> _PROMPT_
Transcribe only the part of the material below that begins at the line containing "Give me the React, TypeScript" and ends at the line containing "import React from 'react';", with both kept and images left out.

> _MATERIAL FOR THIS TASK_
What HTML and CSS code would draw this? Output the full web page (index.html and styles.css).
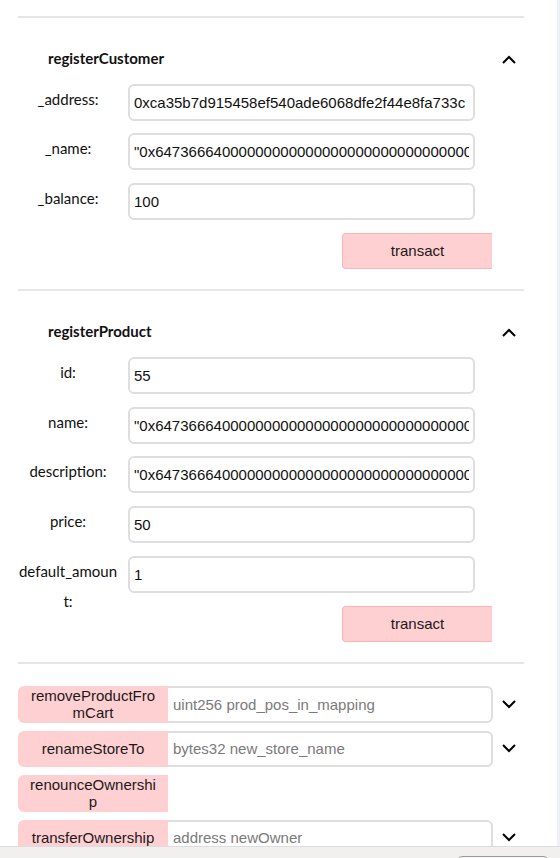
FILE: index.html
```html
<!DOCTYPE html>
<html lang="en">
<head>
<meta charset="utf-8">
<title>Contract</title>
<link rel="stylesheet" href="styles.css">
</head>
<body>
<div class="page">
  <div class="panel">
    <div class="sep"></div>
    <section class="func">
      <div class="func-head">
        <span class="func-name">registerCustomer</span>
        <svg class="chev" width="14" height="9" viewBox="0 0 14 9"><path d="M1 8 L7 2 L13 8" fill="none" stroke="#000" stroke-width="2"/></svg>
      </div>
      <div class="fields">
        <div class="field"><span class="field-label">_address:</span><input class="field-input" value="0xca35b7d915458ef540ade6068dfe2f44e8fa733c"></div>
        <div class="field"><span class="field-label">_name:</span><input class="field-input" value="&quot;0x6473666400000000000000000000000000000000000000000000000000000000&quot;"></div>
        <div class="field"><span class="field-label">_balance:</span><input class="field-input" value="100"></div>
        <div class="actions"><button class="transact">transact</button></div>
      </div>
    </section>
    <div class="sep"></div>
    <section class="func">
      <div class="func-head">
        <span class="func-name">registerProduct</span>
        <svg class="chev" width="14" height="9" viewBox="0 0 14 9"><path d="M1 8 L7 2 L13 8" fill="none" stroke="#000" stroke-width="2"/></svg>
      </div>
      <div class="fields">
        <div class="field"><span class="field-label">id:</span><input class="field-input" value="55"></div>
        <div class="field"><span class="field-label">name:</span><input class="field-input" value="&quot;0x6473666400000000000000000000000000000000000000000000000000000000&quot;"></div>
        <div class="field"><span class="field-label">description:</span><input class="field-input" value="&quot;0x6473666400000000000000000000000000000000000000000000000000000000&quot;"></div>
        <div class="field"><span class="field-label">price:</span><input class="field-input" value="50"></div>
        <div class="field"><span class="field-label">default_amount:</span><input class="field-input" value="1"></div>
        <div class="actions"><button class="transact">transact</button></div>
      </div>
    </section>
    <div class="sep"></div>
    <div class="calls">
      <div class="call">
        <button class="call-btn">removeProductFromCart</button>
        <input class="call-input" placeholder="uint256 prod_pos_in_mapping">
        <svg class="chev" width="14" height="9" viewBox="0 0 14 9"><path d="M1 1 L7 7 L13 1" fill="none" stroke="#000" stroke-width="2"/></svg>
      </div>
      <div class="call">
        <button class="call-btn">renameStoreTo</button>
        <input class="call-input" placeholder="bytes32 new_store_name">
        <svg class="chev" width="14" height="9" viewBox="0 0 14 9"><path d="M1 1 L7 7 L13 1" fill="none" stroke="#000" stroke-width="2"/></svg>
      </div>
      <div class="call">
        <button class="call-btn">renounceOwnership</button>
      </div>
      <div class="call">
        <button class="call-btn">transferOwnership</button>
        <input class="call-input" placeholder="address newOwner">
        <svg class="chev" width="14" height="9" viewBox="0 0 14 9"><path d="M1 1 L7 7 L13 1" fill="none" stroke="#000" stroke-width="2"/></svg>
      </div>
    </div>
  </div>
</div>
<div class="statusbar"><span class="status-btn"></span></div>
</body>
</html>
```
FILE: styles.css
```css
html, body {
  margin: 0;
  padding: 0;
  background: #eef0fb;
  height: 100%;
}
body {
  overflow: hidden;
}
.page {
  width: 557px;
  min-height: 100%;
  background: #fff;
}
.panel {
  width: 506px;
  margin-left: 18px;
  padding-top: 16px;
  display: flex;
  flex-direction: column;
}
.sep {
  height: 2px;
  background: #e6e6e6;
}
.func {
  padding-top: 29.5px;
  padding-bottom: 20.5px;
}
.func-head {
  display: flex;
  align-items: center;
  justify-content: space-between;
  height: 20px;
  padding: 0 8px 0 30px;
}
.func-name {
  font-family: Lato, "Liberation Sans", sans-serif;
  font-weight: 700;
  font-size: 15px;
  color: #111;
}
.chev {
  display: block;
  flex: none;
}
.func-head .chev {
  margin-top: 4px;
}
.fields {
  margin-top: 16px;
  display: flex;
  flex-direction: column;
  gap: 12.75px;
}
.field {
  display: flex;
  align-items: flex-start;
  height: 37px;
}
.field-label {
  width: 100px;
  flex: none;
  text-align: center;
  font-family: Lato, "Liberation Sans", sans-serif;
  font-size: 15px;
  line-height: 30px;
  margin-top: 0;
  color: #111;
  word-break: break-all;
}
.field-input {
  margin-left: 10px;
  width: 347px;
  height: 37px;
  box-sizing: border-box;
  border: 2px solid #dedede;
  border-radius: 6px;
  padding: 0 4px;
  font-family: "Liberation Sans", Arial, sans-serif;
  font-size: 15px;
  color: #111;
  background: #fff;
  outline: none;
}
.actions {
  display: flex;
  justify-content: flex-end;
  padding-right: 32px;
}
.transact {
  width: 150px;
  height: 36px;
  box-sizing: border-box;
  background: #ffd0d2;
  border: 1px solid #ffb3b5;
  border-right: none;
  border-radius: 4px 0 0 4px;
  font-family: "Liberation Sans", Arial, sans-serif;
  font-size: 15px;
  color: #1a1a1a;
  padding: 0;
}
.calls {
  margin-top: 22px;
  display: flex;
  flex-direction: column;
  gap: 8px;
}
.call {
  display: flex;
  align-items: center;
  height: 36.5px;
}
.call-btn {
  width: 150px;
  height: 100%;
  flex: none;
  box-sizing: border-box;
  background: #ffd0d2;
  border: none;
  border-radius: 6px 0 0 6px;
  padding: 0 10px;
  font-family: "Liberation Sans", Arial, sans-serif;
  font-size: 15px;
  line-height: 17px;
  color: #1a1a1a;
  word-break: break-all;
}
.call-input {
  width: 325px;
  height: 100%;
  box-sizing: border-box;
  border: 2px solid #dedede;
  border-left: none;
  border-radius: 0 6px 6px 0;
  padding: 0 5px;
  font-family: "Liberation Sans", Arial, sans-serif;
  font-size: 15px;
  color: #111;
  background: #fff;
  outline: none;
}
.call-input::placeholder {
  color: #7a7a7a;
}
.call .chev {
  margin-left: 9px;
}
.statusbar {
  position: fixed;
  left: 0;
  right: 0;
  bottom: 0;
  height: 12px;
  background: #f1f0ee;
  border-top: 1px solid #dcdcdc;
  box-sizing: border-box;
  display: flex;
  justify-content: flex-end;
  padding-right: 12px;
  padding-top: 9px;
}
.status-btn {
  width: 90px;
  height: 20px;
  border: 1px solid #9a9a9a;
  border-radius: 4px;
  background: #f7f7f7;
  box-sizing: border-box;
}
```
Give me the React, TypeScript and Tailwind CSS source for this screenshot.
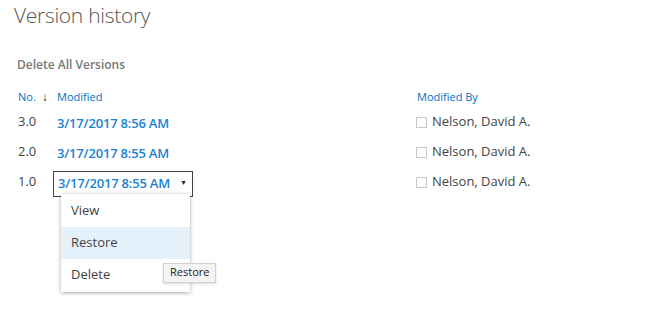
import React from 'react';

const rows = [
  { no: '3.0', date: '3/17/2017 8:56 AM', by: 'Nelson, David A.' },
  { no: '2.0', date: '3/17/2017 8:55 AM', by: 'Nelson, David A.' },
  { no: '1.0', date: '3/17/2017 8:55 AM', by: 'Nelson, David A.', open: true },
];

export default function App() {
  return (
    <div
      className="w-[661px] h-[317px] bg-white text-[#444] overflow-hidden"
      style={{ fontFamily: '"Open Sans", "Noto Sans", sans-serif' }}
    >
      <h1 className="pl-[14px] text-[21px] leading-[30px] font-light tracking-[-0.3px] text-[#555]">
        Version history
      </h1>

      <div className="pl-[17px] mt-[23px] text-[12px] leading-[24px] font-semibold text-[#777]">
        Delete All Versions
      </div>

      <div className="mt-[10px] pl-[18px]">
        <div className="grid grid-cols-[39px_359px_1fr] h-[20px] items-center text-[11px] text-[#0072c6]">
          <div className="flex items-center gap-[6px]">
            No.
            <span className="text-[#222] text-[12px] font-semibold">↓</span>
          </div>
          <div>Modified</div>
          <div className="pl-[1px]">Modified By</div>
        </div>

        {rows.map((r, i) => (
          <div key={i} className="grid grid-cols-[39px_359px_1fr] h-[30px] items-center">
            <div className="text-[13px] text-[#444]">{r.no}</div>
            <div className="relative">
              {r.open ? (
                <div className="relative -ml-[4px] w-[140px] h-[26px] border border-[#444] flex items-center pl-[4px] mt-[3px]">
                  <span className="text-[13px] font-semibold tracking-[-0.2px] text-[#1a82d4]">{r.date}</span>
                  <span className="ml-auto mr-[5px] text-[7px] text-[#222]">▼</span>
                  <div className="absolute left-[7px] top-[22px] w-[129px] bg-white shadow-[0_1px_4px_rgba(0,0,0,0.35)] z-10 py-[1px] text-[13px] text-[#444]">
                    <div className="h-[32px] flex items-center pl-[10px]">View</div>
                    <div className="h-[32px] flex items-center pl-[10px] bg-[#e6f2fb]">Restore</div>
                    <div className="h-[32px] flex items-center pl-[10px]">Delete</div>
                  </div>
                  <div className="absolute left-[109px] top-[91px] z-20 h-[20px] px-[6px] flex items-center bg-[#f4f4f4] border border-[#d0d0d0] text-[11px] text-[#222] shadow-[0_1px_2px_rgba(0,0,0,0.15)]">
                    Restore
                  </div>
                </div>
              ) : (
                <span className="text-[13px] font-semibold tracking-[-0.2px] text-[#1a82d4]">{r.date}</span>
              )}
            </div>
            <div className="flex items-center gap-[5px]">
              <span className="w-[11px] h-[11px] border border-[#c8c8c8]" />
              <span className="text-[13px] text-[#444]">{r.by}</span>
            </div>
          </div>
        ))}
      </div>
    </div>
  );
}
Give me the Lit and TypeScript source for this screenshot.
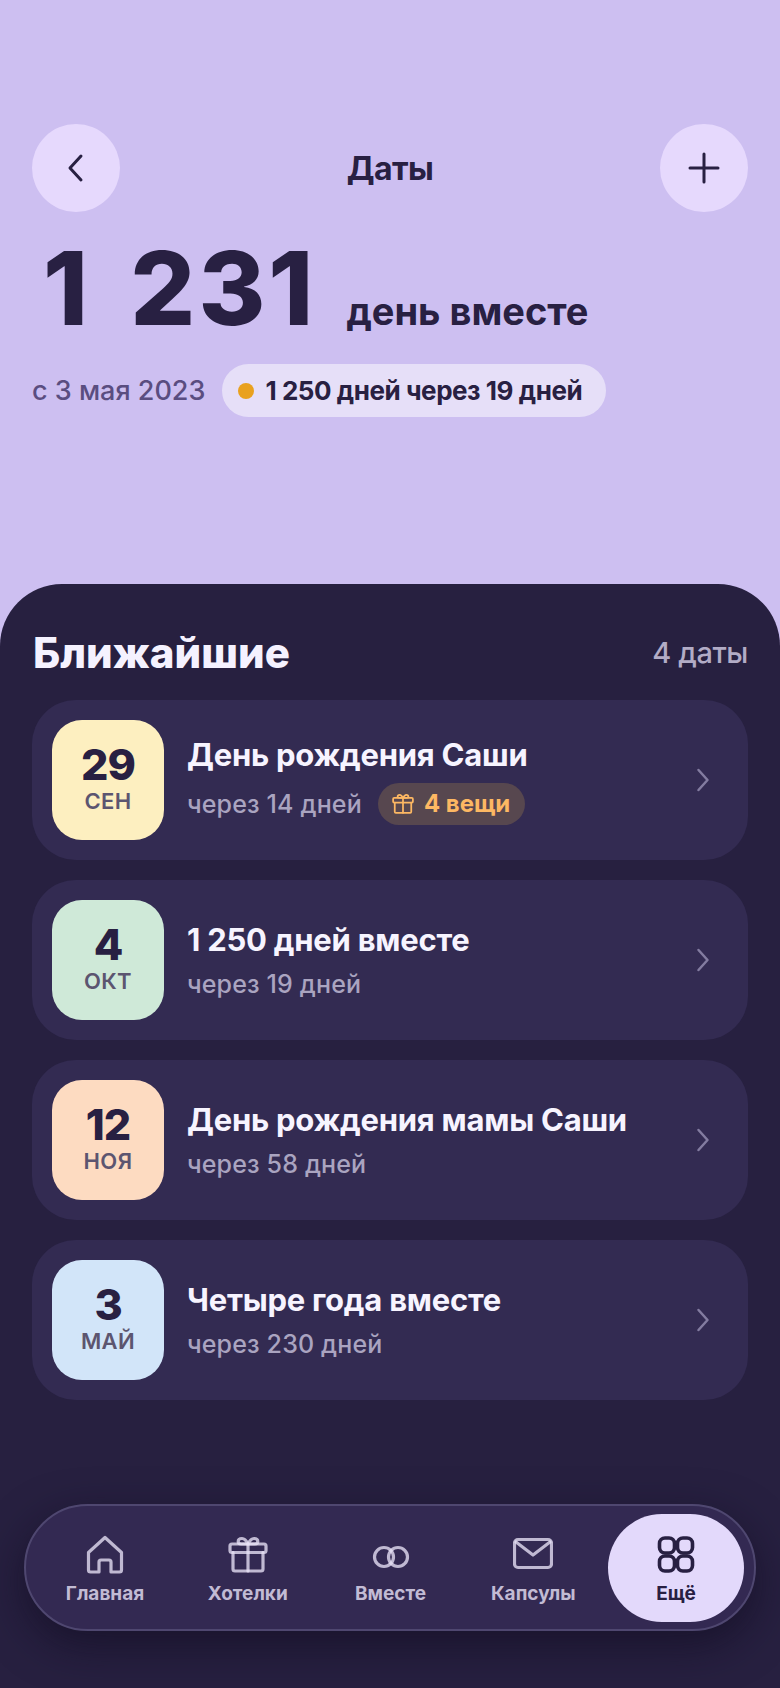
import { LitElement, html, css, svg } from "lit";
import { customElement } from "lit/decorators.js";

const gift = (size: number) => html`<svg class="gift" width=${size} height=${size} viewBox="0 0 40 40" fill="none" stroke="currentColor" stroke-width="3.200" stroke-linejoin="round" stroke-linecap="round">
  <rect x="2" y="9" width="36" height="8.500" rx="2"/>
  <path d="M5 17.500V34a2 2 0 0 0 2 2h26a2 2 0 0 0 2-2V17.500"/>
  <path d="M20 9v27"/>
  <path d="M20 9c-1.500-3-3.500-5.500-6-5.500-2.500 0-3.800 1.300-3.800 3 0 1.700 1.200 2.500 3 2.500z"/>
  <path d="M20 9c1.500-3 3.500-5.500 6-5.500 2.500 0 3.800 1.300 3.800 3 0 1.700-1.200 2.500-3 2.500z"/>
</svg>`;

const navIcons = {
  home: svg`<path d="M3.500 17.500 20 2.500l16.500 15V35a2 2 0 0 1-2 2H26V27a2 2 0 0 0-2-2H16a2 2 0 0 0-2 2v10H5.500a2 2 0 0 1-2-2z"/>`,
  rings: svg`<circle cx="13" cy="22" r="9.500"/><circle cx="27" cy="22" r="9.500"/>`,
  mail: svg`<rect x="1.500" y="4.500" width="37" height="28" rx="3.500"/><path d="M3 7l17 13L37 7"/>`,
  more: svg`<rect x="3.500" y="3" width="15" height="15" rx="5.500"/><rect x="21.500" y="3" width="15" height="15" rx="5.500"/><rect x="3.500" y="21" width="15" height="15" rx="5.500"/><rect x="21.500" y="21" width="15" height="15" rx="5.500"/>`,
};

const dates = [
  { d: "29", m: "СЕН", bg: "#fdefc0", t: "День рождения Саши", s: "через 14 дней", badge: "4 вещи" },
  { d: "4", m: "ОКТ", bg: "#cfe9d8", t: "1 250 дней вместе", s: "через 19 дней" },
  { d: "12", m: "НОЯ", bg: "#fddbc1", t: "День рождения мамы Саши", s: "через 58 дней" },
  { d: "3", m: "МАЙ", bg: "#d2e5f9", t: "Четыре года вместе", s: "через 230 дней" },
];

@customElement("app-root")
export class AppRoot extends LitElement {
  static styles = css`
    :host {
      display: flex;
      flex-direction: column;
      height: 1688px;
      width: 780px;
      background: #cdbff1;
      font-family: "Inter", "Noto Sans", sans-serif;
      color: #282042;
      overflow: hidden;
    }
    .top { height: 584px; box-sizing: border-box; padding: 124px 32px 0; flex: none; }
    .bar { display: flex; align-items: center; justify-content: space-between; }
    .round {
      width: 88px; height: 88px; border-radius: 50%;
      background: #e6d9fd; display: flex; align-items: center; justify-content: center;
    }
    .title { font-size: 32px; font-weight: 700; letter-spacing: -0.5px; }
    .hero { display: flex; align-items: baseline; gap: 30px; padding-left: 11px; margin-top: 14px; }
    .num { font-size: 102px; font-weight: 800; line-height: 124px; letter-spacing: 3px; word-spacing: 14px; }
    .unit { font-size: 38px; font-weight: 700; }
    .since { display: flex; align-items: center; gap: 17px; margin-top: 14px; }
    .from { font-size: 27px; color: #5a4d80; font-weight: 500; }
    .pill {
      display: flex; align-items: center; gap: 11px; height: 53px; box-sizing: border-box;
      padding: 0 24px 0 16px; border-radius: 27px; background: #e6dff8;
      font-size: 26px; font-weight: 700; letter-spacing: -0.45px;
    }
    .dot { width: 16px; height: 16px; border-radius: 50%; background: #e9a11f; }
    .sheet {
      flex: 1; display: flex; flex-direction: column; box-sizing: border-box;
      background: linear-gradient(#272040 0, #272040 1400px, #231d3a 100%);
      border-radius: 62px 62px 0 0; padding: 38px 32px 0;
    }
    .head { display: flex; align-items: center; justify-content: space-between; height: 60px; }
    .head h2 { margin: 0 0 0 1px; font-size: 42px; font-weight: 800; color: #f5f2ff; }
    .count { font-size: 29px; color: #b2acc6; font-weight: 500; letter-spacing: -0.4px; }
    .list { display: flex; flex-direction: column; gap: 20px; margin-top: 18px; }
    .card {
      display: flex; align-items: center; height: 160px; box-sizing: border-box;
      padding: 0 38px 0 20px; border-radius: 44px; background: #332b52;
    }
    .tile {
      width: 112px; height: 120px; border-radius: 30px; flex: none; box-sizing: border-box; padding-bottom: 4px;
      display: flex; flex-direction: column; align-items: center; justify-content: center;
    }
    .day { font-size: 43px; font-weight: 800; line-height: 46px; letter-spacing: -1px; }
    .mon { font-size: 22px; font-weight: 600; line-height: 28px; color: #5c5570; letter-spacing: 0.4px; }
    .body { flex: 1; margin-left: 23px; }
    .name { font-size: 31px; font-weight: 700; color: #f7f4ff; letter-spacing: -0.25px; line-height: 40px; }
    .sub { display: flex; align-items: center; gap: 16px; margin-top: 8px; line-height: 32px; font-size: 25px; font-weight: 500; color: #aaa4c0; letter-spacing: 0.15px; }
    .badge {
      display: flex; align-items: center; gap: 10px; height: 42px; box-sizing: border-box;
      padding: 0 15px 0 14px; border-radius: 21px; background: #57474f;
      color: #fdb863; font-size: 24px; font-weight: 700; letter-spacing: 0;
    }
    .chev { flex: none; color: #837ca0; display: flex; }
    .navwrap { margin: auto -8px 0; padding-bottom: 57px; }
    .nav {
      height: 127px; box-sizing: border-box; border: 2px solid #4f4770; border-radius: 64px;
      background: #332952; display: flex; align-items: center; justify-content: space-between;
      padding: 0 10px 0 11px; box-shadow: 0 14px 44px rgba(15, 10, 30, 0.6);
    }
    .item {
      width: 136px; height: 108px; border-radius: 54px; box-sizing: border-box; padding-top: 4px;
      display: flex; flex-direction: column;
      align-items: center; justify-content: center; gap: 7px; color: #c2bbd4;
      font-size: 19px; font-weight: 700;
    }
    .item .gift { color: rgba(232, 226, 246, 0.78); }
    .item.on { background: #e3d9fb; color: #282042; }
    .icon {
      width: 40px; height: 40px; fill: none; stroke: rgba(232, 226, 246, 0.78); stroke-width: 3.200;
      stroke-linejoin: round; stroke-linecap: round; display: block;
    }
    .item.on .icon { stroke: #282042; stroke-width: 3.600; }
  `;

  render() {
    const chevron = html`<span class="chev"><svg width="14" height="24" viewBox="0 0 14 24" fill="none" stroke="currentColor" stroke-width="2.500" stroke-linecap="round" stroke-linejoin="round"><path d="M2.500 2l9 10-9 10"/></svg></span>`;
    return html`
      <div class="top">
        <div class="bar">
          <div class="round"><svg width="32" height="32" viewBox="0 0 32 32" fill="none" stroke="#282042" stroke-width="3" stroke-linecap="round" stroke-linejoin="round"><path d="M21 4 10 16l11 12"/></svg></div>
          <div class="title">Даты</div>
          <div class="round"><svg width="32" height="32" viewBox="0 0 32 32" fill="none" stroke="#282042" stroke-width="3" stroke-linecap="round"><path d="M16 2v28M2 16h28"/></svg></div>
        </div>
        <div class="hero"><span class="num">1 231</span><span class="unit">день вместе</span></div>
        <div class="since">
          <span class="from">с 3 мая 2023</span>
          <span class="pill"><span class="dot"></span>1 250 дней через 19 дней</span>
        </div>
      </div>
      <div class="sheet">
        <div class="head"><h2>Ближайшие</h2><span class="count">4 даты</span></div>
        <div class="list">
          ${dates.map((x) => html`
            <div class="card">
              <div class="tile" style="background:${x.bg}">
                <span class="day">${x.d}</span><span class="mon">${x.m}</span>
              </div>
              <div class="body">
                <div class="name">${x.t}</div>
                <div class="sub"><span>${x.s}</span>${x.badge ? html`<span class="badge">${gift(22)}${x.badge}</span>` : ""}</div>
              </div>
              ${chevron}
            </div>`)}
        </div>
        <div class="navwrap">
          <div class="nav">
            <div class="item"><svg class="icon" viewBox="0 0 40 40">${navIcons.home}</svg>Главная</div>
            <div class="item">${gift(40)}Хотелки</div>
            <div class="item"><svg class="icon" viewBox="0 0 40 40">${navIcons.rings}</svg>Вместе</div>
            <div class="item"><svg class="icon" viewBox="0 0 40 40">${navIcons.mail}</svg>Капсулы</div>
            <div class="item on"><svg class="icon" viewBox="0 0 40 40">${navIcons.more}</svg>Ещё</div>
          </div>
        </div>
      </div>
    `;
  }
}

> _THE RESPONSE_
Give me the React, TypeScript and Tailwind CSS source for this screenshot.
import React from 'react';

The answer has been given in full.